SHORT TASK:
Lines holding the string "full" are the ones to copy from this listing.
**** SUPPLIED DATA
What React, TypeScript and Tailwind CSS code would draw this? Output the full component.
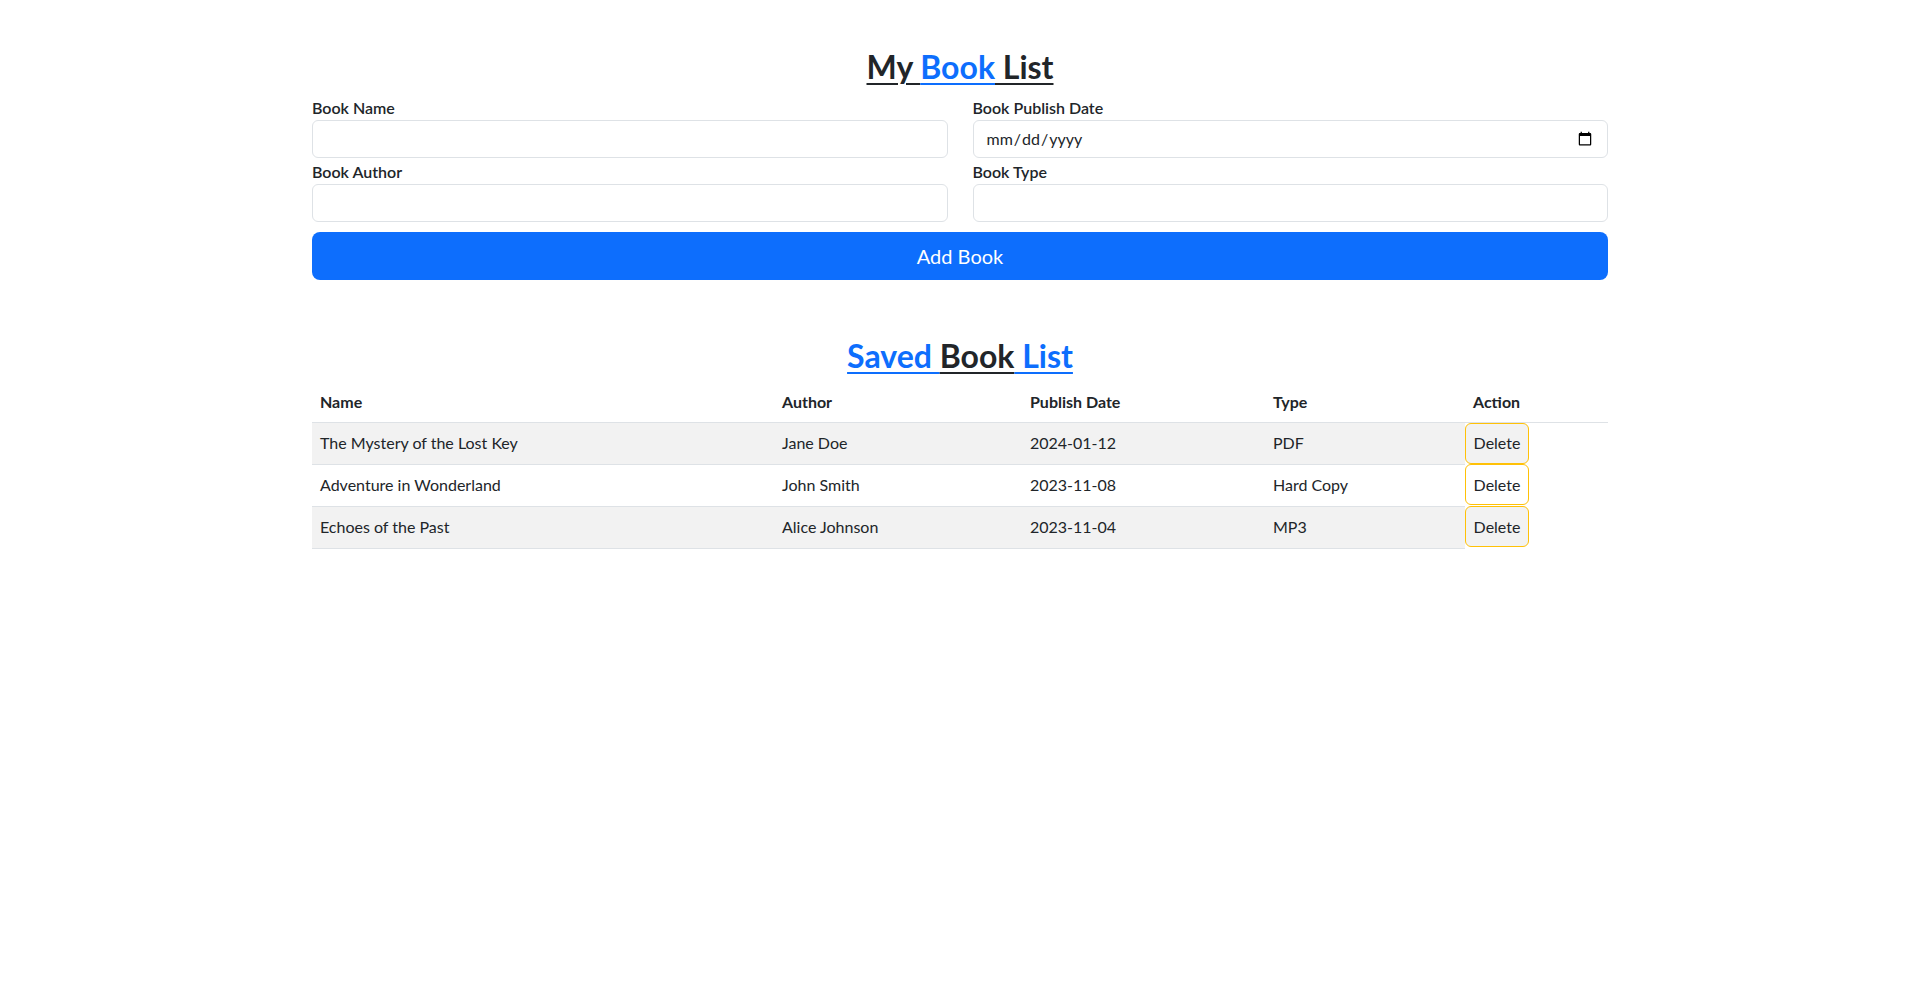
import React from "react";

const books = [
  { name: "The Mystery of the Lost Key", author: "Jane Doe", date: "2024-01-12", type: "PDF" },
  { name: "Adventure in Wonderland", author: "John Smith", date: "2023-11-08", type: "Hard Copy" },
  { name: "Echoes of the Past", author: "Alice Johnson", date: "2023-11-04", type: "MP3" },
];

export default function App() {
  return (
    <div className="min-h-screen bg-white text-[#212529] font-['Lato','Liberation_Sans',sans-serif]">
      <div className="w-[1296px] mx-auto pt-[48px]">
        <h2 className="text-center text-[32px] leading-[1.2] font-bold mb-[10px]">
          <span className="underline decoration-[#212529] decoration-2 underline-offset-4">My </span>
          <span className="underline text-[#0d6efd] decoration-2 underline-offset-4">Book</span>
          <span className="underline decoration-[#212529] decoration-2 underline-offset-4"> List</span>
        </h2>

        <form className="grid grid-cols-2 gap-x-[25px] gap-y-[2px]" onSubmit={(e) => e.preventDefault()}>
          <div className="flex flex-col">
            <label className="text-base leading-6 font-semibold">Book Name</label>
            <input type="text" className="h-[38px] border border-[#dee2e6] rounded-md px-3 text-base outline-none" />
          </div>
          <div className="flex flex-col">
            <label className="text-base leading-6 font-semibold">Book Publish Date</label>
            <input type="date" className="h-[38px] border border-[#dee2e6] rounded-md px-3 text-base text-[#212529] outline-none" />
          </div>
          <div className="flex flex-col">
            <label className="text-base leading-6 font-semibold">Book Author</label>
            <input type="text" className="h-[38px] border border-[#dee2e6] rounded-md px-3 text-base outline-none" />
          </div>
          <div className="flex flex-col">
            <label className="text-base leading-6 font-semibold">Book Type</label>
            <input type="text" className="h-[38px] border border-[#dee2e6] rounded-md px-3 text-base outline-none" />
          </div>
          <button className="col-span-2 mt-[8px] h-[48px] bg-[#0d6efd] text-white text-[20px] rounded-lg">
            Add Book
          </button>
        </form>

        <h2 className="text-center text-[32px] leading-[1.2] font-bold mt-[57px] mb-[6px]">
          <span className="underline text-[#0d6efd] decoration-2 underline-offset-4">Saved </span>
          <span className="underline decoration-[#212529] decoration-2 underline-offset-4">Book</span>
          <span className="underline text-[#0d6efd] decoration-2 underline-offset-4"> List</span>
        </h2>

        <table className="w-full table-fixed border-collapse text-base">
          <thead>
            <tr className="border-b border-[#dee2e6]">
              <th className="w-[462px] text-left font-bold px-2 py-2 leading-6">Name</th>
              <th className="w-[248px] text-left font-bold px-2 py-2 leading-6">Author</th>
              <th className="w-[243px] text-left font-bold px-2 py-2 leading-6">Publish Date</th>
              <th className="w-[200px] text-left font-bold px-2 py-2 leading-6">Type</th>
              <th className="text-left font-bold px-2 py-2 leading-6">Action</th>
            </tr>
          </thead>
          <tbody>
            {books.map((b, i) => {
              const cell = `px-2 h-[42px] border-b border-[#dee2e6] leading-6 ${i % 2 === 0 ? "bg-[#f2f2f2]" : "bg-white"}`;
              return (
                <tr key={b.name}>
                  <td className={cell}>{b.name}</td>
                  <td className={cell}>{b.author}</td>
                  <td className={cell}>{b.date}</td>
                  <td className={cell}>{b.type}</td>
                  <td className="p-0 h-[42px] align-top">
                    <button
                      className={`h-[41px] w-[64px] border border-[#ffc107] rounded-md text-base ${
                        i % 2 === 0 ? "bg-[#f2f2f2]" : "bg-white"
                      }`}
                    >
                      Delete
                    </button>
                  </td>
                </tr>
              );
            })}
          </tbody>
        </table>
      </div>
    </div>
  );
}
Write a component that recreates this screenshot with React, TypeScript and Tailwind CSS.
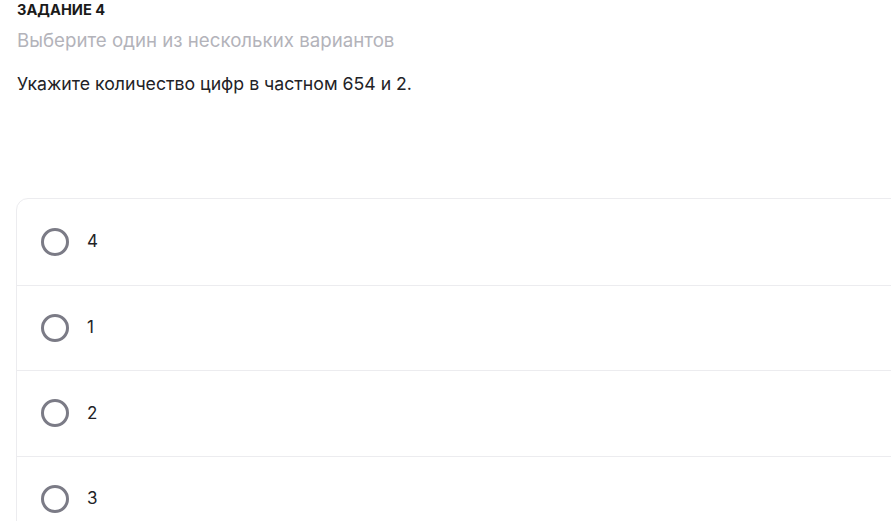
const options = ["4", "1", "2", "3"];

export default function App() {
  return (
    <div className="min-h-[521px] bg-white overflow-hidden font-['Inter',sans-serif]">
      <div className="pl-[17px] pt-[0px]">
        <h1 className="text-[14.6px] font-bold leading-[20px] text-[#1a1a1a]">ЗАДАНИЕ 4</h1>
        <p className="mt-[9px] text-[18.7px] leading-[24px] text-[#b3b3ba]">
          Выберите один из нескольких вариантов
        </p>
        <p className="mt-[19px] text-[17.7px] leading-[24px] text-[#222226]">
          Укажите количество цифр в частном 654 и 2.
        </p>
      </div>
      <div className="ml-[16px] mt-[102px] w-[900px] rounded-tl-[12px] border border-[#ececef]">
        {options.map((opt, i) => (
          <div
            key={i}
            className={
              "flex h-[85.5px] items-center gap-[18px] pl-[24px] " +
              (i > 0 ? "border-t border-[#ececef]" : "")
            }
          >
            <span className="h-[28px] w-[28px] rounded-full border-[3px] border-[#7b7b86]" />
            <span className="text-[17px] text-[#222226]">{opt}</span>
          </div>
        ))}
      </div>
    </div>
  );
}
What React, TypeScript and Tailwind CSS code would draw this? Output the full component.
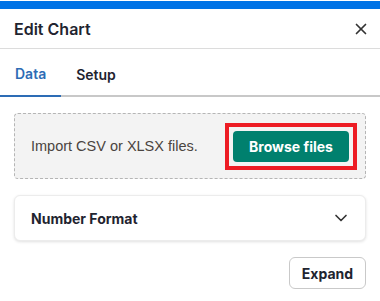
import { ChevronDown, X } from "lucide-react";

export default function App() {
    return (
        <div className="w-[380px] h-[301px] bg-white overflow-hidden font-['Inter',sans-serif] text-[#1f2430]">
            <div className="pt-px">
                <div className="h-2 bg-[#0073e6]" />
            </div>

            <div className="flex h-10 items-center justify-between border-b border-[#dcdcdc] pl-[14px] pr-[10px]">
                <div className="text-[16px] font-semibold">Edit Chart</div>
                <X className="h-[18px] w-[18px] text-[#333]" strokeWidth={2.25} />
            </div>

            <div className="flex h-12 border-b-2 border-[#c8c8c8]">
                <div className="-mb-[2px] flex items-center border-b-2 border-[#2d6cb5] px-[15px] pt-[2px] text-[14px] font-semibold text-[#2d6cb5]">
                    Data
                </div>
                <div className="-mb-[2px] flex items-center px-[15px] pt-[2px] text-[14px] font-semibold">
                    Setup
                </div>
            </div>

            <div className="flex flex-col gap-4 px-[14px] pt-4">
                <div className="flex h-[66px] items-center justify-between rounded border border-dashed border-[#b5b5b5] bg-[#f3f3f3] pl-4 pr-2">
                    <span className="pt-[2px] font-['Liberation_Sans',sans-serif] text-[14.5px] text-[#4a4440]">
                        Import CSV or XLSX files.
                    </span>
                    <div className="border-4 border-[#ed1c24] p-1">
                        <button className="h-[31px] w-[116px] rounded bg-[#00806e] text-[14px] font-bold text-white">
                            Browse files
                        </button>
                    </div>
                </div>

                <div className="flex h-[46px] items-center justify-between rounded-md border border-[#ececec] bg-white pl-4 pr-[14px] shadow-[0_1px_3px_rgba(0,0,0,0.12)]">
                    <span className="text-[14px] font-bold">Number Format</span>
                    <ChevronDown className="h-5 w-5 text-[#333]" strokeWidth={2} />
                </div>

                <div className="flex justify-end">
                    <button className="h-[32px] w-[77px] rounded-md border border-[#c9c9c9] bg-white text-[14px] font-bold">
                        Expand
                    </button>
                </div>
            </div>
        </div>
    );
}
********
SOLUTION TO THE PROBLEM:
What React, TypeScript and Tailwind CSS code would draw this? Output the full component.
        <table className="w-full table-fixed border-collapse text-base">
            <span className="h-[28px] w-[28px] rounded-full border-[3px] border-[#7b7b86]" />
What React, TypeScript and Tailwind CSS code would draw this? Output the full component.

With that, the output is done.